Sunday, June 14, 2020

Potboiler


Before his death in 2013, the Catholic priest Andrew Greeley wrote over 50 cheesy novels, netting him well north of $100 million.

His second best-seller in 1982 prompted Time's reviewer to skewer "Automatic Andy," who by admission wrote about 5,000 words―nearly one-tenth of a novel―every day.

"Everyone knows that a second novel is by definition worse than a first novel," the reviewer wrote.

"Since The Cardinal Sins was a cheap, tawdry, trashy, sleazy book, you can imagine how bad Andrew Greeley's new novel, Thy Brother's Wife, is. A putrid, puerile, prurient, pulpy potboiler."

A potboiler, according to Cambridge Dictionary, is "an artistic work, usually of low quality, that has been created quickly just to earn money."

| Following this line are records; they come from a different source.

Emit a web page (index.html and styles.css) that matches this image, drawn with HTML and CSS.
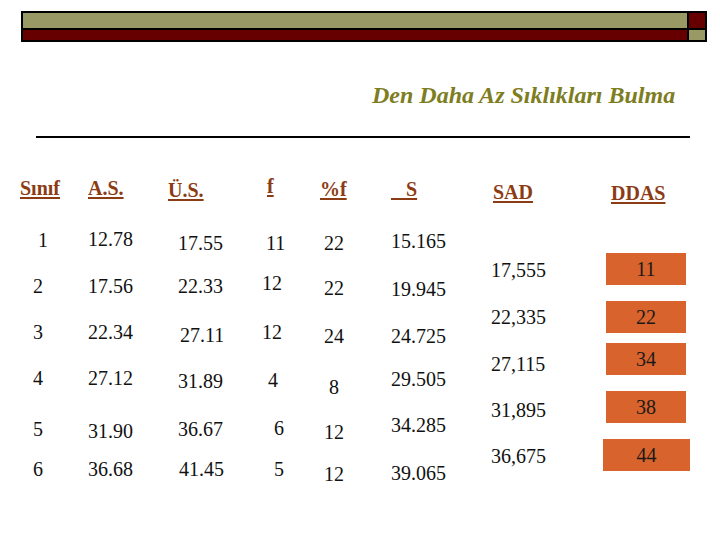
FILE: index.html
```html
<!DOCTYPE html>
<html lang="tr">
<head>
<meta charset="utf-8">
<title>Den Daha Az Sıklıkları Bulma</title>
<link rel="stylesheet" href="styles.css">
</head>
<body>
<div class="slide">
  <div class="topbar">
    <div class="olive"></div>
    <div class="maroon"></div>
    <div class="maroon"></div>
    <div class="olive"></div>
  </div>

  <h1 class="title">Den Daha Az Sıklıkları Bulma</h1>
  <hr class="rule">

  <div class="table">
    <div class="freq">
      <div class="th">Sınıf</div>
      <div class="th">A.S.</div>
      <div class="th y2">Ü.S.</div>
      <div class="th x3 yn2">f</div>
      <div class="th y1">%f</div>
      <div class="th y1">&nbsp;&nbsp;&nbsp;S</div>

      <div class="td c1 one">1</div>
      <div class="td yn1">12.78</div>
      <div class="td c3 y3">17.55</div>
      <div class="td x2 y3">11</div>
      <div class="td c5 y3">22</div>
      <div class="td y1">15.165</div>

      <div class="td c1">2</div>
      <div class="td">17.56</div>
      <div class="td c3">22.33</div>
      <div class="td xn2 yn3">12</div>
      <div class="td c5 y2">22</div>
      <div class="td y3">19.945</div>

      <div class="td c1">3</div>
      <div class="td">22.34</div>
      <div class="td c3 x2 y3">27.11</div>
      <div class="td xn2">12</div>
      <div class="td c5 y4">24</div>
      <div class="td y4">24.725</div>

      <div class="td c1">4</div>
      <div class="td">27.12</div>
      <div class="td c3 y3">31.89</div>
      <div class="td x4 y2">4</div>
      <div class="td c5 x5 y9">8</div>
      <div class="td y1">29.505</div>

      <div class="td c1 y5">5</div>
      <div class="td y7">31.90</div>
      <div class="td c3 y5">36.67</div>
      <div class="td x10 y4">6</div>
      <div class="td c5 y8">12</div>
      <div class="td y1">34.285</div>

      <div class="td c1 yn1">6</div>
      <div class="td yn1">36.68</div>
      <div class="td c3 x1 yn1">41.45</div>
      <div class="td x10 yn1">5</div>
      <div class="td c5 y4">12</div>
      <div class="td y3">39.065</div>
    </div>

    <div class="sad">
      <div class="th">SAD</div>
      <div class="sad-list">
        <div>17,555</div>
        <div>22,335</div>
        <div>27,115</div>
        <div class="yn1">31,895</div>
        <div class="yn1">36,675</div>
      </div>
    </div>

    <div class="ddas">
      <div class="th">DDAS</div>
      <div class="boxes">
        <div class="box">11</div>
        <div class="box">22</div>
        <div class="box pull-up">34</div>
        <div class="box">38</div>
        <div class="box wide">44</div>
      </div>
    </div>
  </div>
</div>
</body>
</html>
```
FILE: styles.css
```css
* { box-sizing: border-box; }

html, body {
  margin: 0;
  padding: 0;
  background: #ffffff;
}

body {
  width: 720px;
  height: 540px;
  overflow: hidden;
  font-family: "Liberation Serif", "Times New Roman", serif;
  color: #111111;
}

/* top decorative bar */
.topbar {
  margin: 11px 0 0 21px;
  width: 686px;
  padding: 2px;
  background: #000000;
  display: grid;
  grid-template-columns: 1fr 16px;
  grid-template-rows: 15px 10px;
  gap: 2px;
}
.olive { background: #999966; }
.maroon { background: #660000; }

/* title */
.title {
  margin: 39px 0 0 372px;
  font-size: 24px;
  line-height: 28px;
  font-weight: bold;
  font-style: italic;
  color: #7d7d22;
  white-space: nowrap;
}

.rule {
  margin: 27px 0 0 36px;
  width: 654px;
  height: 2px;
  border: 0;
  background: #000000;
}

/* table area */
.table {
  display: flex;
  margin: 35px 0 0 20px;
  font-size: 20px;
}

.freq {
  display: grid;
  grid-template-columns: 68px 80px 96px 56px 71px 100px;
  grid-template-rows: 44px repeat(6, 46px);
  align-items: start;
}

.th {
  font-weight: bold;
  color: #8c3c14;
  text-decoration: underline;
  text-decoration-thickness: 2px;
  text-underline-offset: 2px;
  line-height: 30px;
  white-space: pre;
}

.td {
  line-height: 46px;
  white-space: nowrap;
}

/* column indents */
.c1 { padding-left: 13px; }
.c1.one { padding-left: 18px; }
.c3 { padding-left: 10px; }
.c5 { padding-left: 4px; }

/* small nudges of hand-placed values */
.x1 { margin-left: 1px; }
.x2 { margin-left: 2px; }
.x3 { margin-left: 3px; }
.x4 { margin-left: 4px; }
.x5 { margin-left: 5px; }
.x10 { margin-left: 10px; }
.xn2 { margin-left: -2px; }

.yn3 { margin-top: -3px; }
.yn2 { margin-top: -2px; }
.yn1 { margin-top: -1px; }
.y1 { margin-top: 1px; }
.y2 { margin-top: 2px; }
.y3 { margin-top: 3px; }
.y4 { margin-top: 4px; }
.y5 { margin-top: 5px; }
.y7 { margin-top: 7px; }
.y8 { margin-top: 8px; }
.y9 { margin-top: 9px; }

/* SAD column */
.sad {
  width: 112px;
}
.sad .th {
  margin-top: 4px;
  padding-left: 2px;
}
.sad-list {
  margin-top: 40px;
  line-height: 47px;
}

/* DDAS column */
.ddas {
  width: 87px;
}
.ddas .th {
  margin-top: 5px;
  padding-left: 8px;
}
.boxes {
  margin-top: 45px;
  display: flex;
  flex-direction: column;
  gap: 16px;
}
.box {
  margin-left: 3px;
  width: 80px;
  height: 32px;
  line-height: 32px;
  text-align: center;
  background: #d8632c;
  color: #1a1a1a;
}
.box.pull-up { margin-top: -6px; }
.box.wide {
  margin-left: 0;
  width: 87px;
}
```
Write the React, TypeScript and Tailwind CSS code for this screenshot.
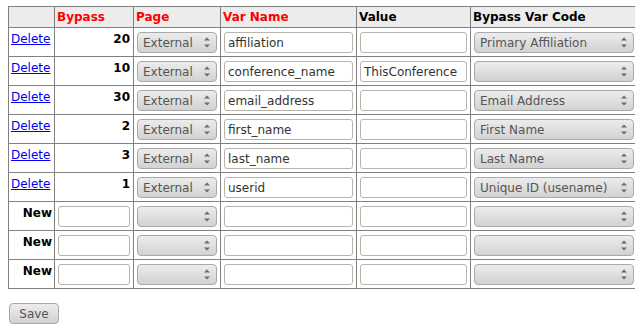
import React from "react";

type Row = {
  bypass: string;
  page: string;
  name: string;
  value: string;
  code: string;
};

const rows: Row[] = [
  { bypass: "20", page: "External", name: "affiliation", value: "", code: "Primary Affiliation" },
  { bypass: "10", page: "External", name: "conference_name", value: "ThisConference", code: "" },
  { bypass: "30", page: "External", name: "email_address", value: "", code: "Email Address" },
  { bypass: "2", page: "External", name: "first_name", value: "", code: "First Name" },
  { bypass: "3", page: "External", name: "last_name", value: "", code: "Last Name" },
  { bypass: "1", page: "External", name: "userid", value: "", code: "Unique ID (usename)" },
];

const cell = "h-[29px] border-r border-b border-[#808080]";

function TextBox({ value, width }: { value: string; width: string }) {
  return (
    <div
      className={`ml-[3px] mt-[4px] flex h-[21px] items-center rounded-[3px] border border-[#b9b3ab] bg-white pl-[3px] text-[12px] text-[#333] ${width}`}
    >
      {value}
    </div>
  );
}

function Dropdown({ value, width }: { value: string; width: string }) {
  return (
    <div
      className={`ml-[3px] mt-[4px] flex h-[21px] items-center justify-between rounded-[4px] border border-[#a9a9a9] bg-[linear-gradient(180deg,#ececec,#d2d2d2)] pl-[5px] pr-[6px] text-[12px] text-[#555] ${width}`}
    >
      <span>{value}</span>
      <svg width="6" height="11" viewBox="0 0 6 11" className="shrink-0">
        <path d="M0 3.5 L3 0.5 L6 3.5 Z" fill="#6a6a6a" />
        <path d="M0 7.5 L3 10.5 L6 7.5 Z" fill="#6a6a6a" />
      </svg>
    </div>
  );
}

export default function App() {
  return (
    <div className="w-[635px] overflow-hidden bg-white font-['DejaVu_Sans',sans-serif]">
      <div className="pl-[8px] pt-[6px]">
        <div className="grid w-[633px] grid-cols-[46px_79px_87px_136px_114px_170px] border-t border-l border-[#808080]">
          {/* header */}
          <div className="h-[21px] border-r border-b border-[#808080] bg-[#ececec]" />
          {[
            { label: "Bypass", red: true },
            { label: "Page", red: true },
            { label: "Var Name", red: true },
            { label: "Value", red: false },
            { label: "Bypass Var Code", red: false },
          ].map((h) => (
            <div
              key={h.label}
              className={`flex h-[21px] items-center border-r border-b border-[#808080] bg-[#ececec] pl-[2px] text-[12px] font-bold ${
                h.red ? "text-[#f00]" : "text-black"
              }`}
            >
              {h.label}
            </div>
          ))}

          {/* existing rows */}
          {rows.map((r) => (
            <React.Fragment key={r.name}>
              <div className={`${cell} pl-[2px] pt-[4px] text-[12px] leading-[15px]`}>
                <a href="#" className="text-[#0000ee] underline">
                  Delete
                </a>
              </div>
              <div className={`${cell} pr-[3px] pt-[4px] text-right text-[12px] leading-[15px] font-bold text-black`}>
                {r.bypass}
              </div>
              <div className={cell}>
                <Dropdown value={r.page} width="w-[80px]" />
              </div>
              <div className={cell}>
                <TextBox value={r.name} width="w-[129px]" />
              </div>
              <div className={cell}>
                <TextBox value={r.value} width="w-[107px]" />
              </div>
              <div className={cell}>
                <Dropdown value={r.code} width="w-[160px]" />
              </div>
            </React.Fragment>
          ))}

          {/* new rows */}
          {[0, 1, 2].map((i) => (
            <React.Fragment key={i}>
              <div className={`${cell} pr-[2px] pt-[4px] text-right text-[12px] leading-[15px] font-bold text-black`}>
                New
              </div>
              <div className={cell}>
                <TextBox value="" width="w-[72px]" />
              </div>
              <div className={cell}>
                <Dropdown value="" width="w-[80px]" />
              </div>
              <div className={cell}>
                <TextBox value="" width="w-[129px]" />
              </div>
              <div className={cell}>
                <TextBox value="" width="w-[107px]" />
              </div>
              <div className={cell}>
                <Dropdown value="" width="w-[160px]" />
              </div>
            </React.Fragment>
          ))}
        </div>

        <button className="ml-[1px] mt-[14px] h-[21px] w-[50px] rounded-[4px] border border-[#a9a9a9] bg-[linear-gradient(180deg,#ececec,#d2d2d2)] text-[12px] text-[#555]">
          Save
        </button>
      </div>
    </div>
  );
}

To "boil the pot"―write trash―is an 18th century expression that leans on the image of the starving artist who stoops to "put food on the table."

But food wasn't the only thing pot-boiled in the 18th century.

In 1792, "Mad Anthony" Wayne, George Washington's zaniest general and a hero of the American Revolution, was sent by then-President Washington to Ohio to grab land from the Algonquins.
"Mad Anthony" Wayne

Mad Anthony did so with dispatch, but also managed to die of gout in the process.

To protect his body from marauders, his officers buried Mad Anthony in his uniform under a blockhouse on Lake Erie.

Thirteen years later, his son Isaac appeared in a small cart to claim his father's bones. He wished to rebury Mad Anthony in the graveyard of the family church near Philadelphia. 

Isaac hired a digger to exhume Mad Anthony's remains. But upon opening the coffin he found his father's rather rotund corpse intact, too large to transport in the cart. So Isaac hired Dr. James Wallace

Doctor Wallace butchered Mad Anthony and boiled the pieces in a pot. 

Isaac had the reduction, the uniform, and the surgeon's saws buried in the original grave, then packed the bones in a wooden box and took them home for interment.